The Federal Reserve Bank of New York said Thursday that its Empire State Manufacturing index rose to 10 this month after having fallen to minus 1.23 in December. Any reading above zero indicates expansion. The December reading had been the first negative figure in nearly two years.
New orders and shipments both rose, as did a measure of current hiring. A gauge of future hiring plans jumped to its highest level in nearly three years.
The New York Fed's Empire State survey provides an early look at U.S. manufacturing each month. The New York Fed surveys 200 businesses in the state and typically receives responses from 100.
The improvement in the Empire State index indicates that the region's manufacturers are growing and remain optimistic despite faltering economies overseas.
Europe is barely expanding, Japan is in recession and China's rapid growth is stumbling. Those trends have weighed on U.S. exports.

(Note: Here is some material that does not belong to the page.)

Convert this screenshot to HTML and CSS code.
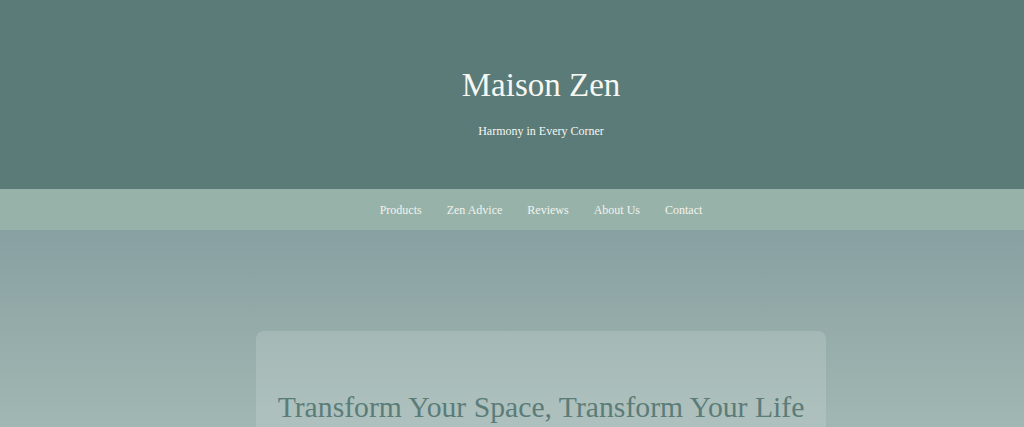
FILE: index.html
```html
<!DOCTYPE html>
<html lang="en">
<head>
<meta charset="utf-8">
<title>Maison Zen</title>
<link rel="stylesheet" href="styles.css">
</head>
<body>
<header class="site-header">
  <h1 class="brand">Maison Zen</h1>
  <p class="tagline">Harmony in Every Corner</p>
</header>
<nav class="site-nav">
  <a href="#">Products</a>
  <a href="#">Zen Advice</a>
  <a href="#">Reviews</a>
  <a href="#">About Us</a>
  <a href="#">Contact</a>
</nav>
<main class="site-main">
  <section class="hero-card">
    <h2 class="hero-title">Transform Your Space, Transform Your Life</h2>
  </section>
</main>
</body>
</html>
```

FILE: styles.css
```css
* { box-sizing: border-box; }
html, body { margin: 0; padding: 0; }
body {
  font-family: "Liberation Serif", "Times New Roman", serif;
  background: #b5c8c3;
  overflow: hidden;
}
.site-header {
  background: #5a7b78;
  color: #f6f6f2;
  text-align: center;
  padding: 66px 0 51px 58px;
}
.brand {
  margin: 0;
  font-size: 33px;
  line-height: 38px;
  font-weight: normal;
}
.tagline {
  margin: 20px 0 0;
  font-size: 12px;
  line-height: 14px;
}
.site-nav {
  background: #97b3a9;
  display: flex;
  justify-content: center;
  gap: 25px;
  padding: 15px 0 13px 58px;
  height: 41px;
}
.site-nav a {
  color: #f2f2ee;
  text-decoration: none;
  font-size: 12px;
  line-height: 13px;
}
.site-main {
  min-height: 600px;
  padding: 101px 0 40px 58px;
  display: flex;
  justify-content: center;
  align-items: flex-start;
  background: linear-gradient(to bottom, #88a0a1 0px, #a1b7b3 197px, #b5c8c3 420px);
}
.hero-card {
  width: 570px;
  padding: 59px 20px 40px;
  background: rgba(255, 255, 255, 0.15);
  border-radius: 8px;
  text-align: center;
}
.hero-title {
  margin: 0;
  font-size: 29.7px;
  line-height: 34px;
  font-weight: normal;
  color: #5b7c79;
  white-space: nowrap;
}
```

An index that measures the prices regional factories paid for raw materials rose slightly, a sign that tumbling oil prices have yet to cause widespread declines in costs. Though falling prices may sound beneficial, widespread drops can cause deflation, which eventually pulls down wages as well and further slows economic growth.
The New York Fed's report is reassuring because it comes after other surveys last month suggested that U.S. factories were slowing a bit.
Manufacturing nationwide expanded last month but at the slowest pace in six months, according to the Institute for Supply Management. Orders and production grew but much more slowly.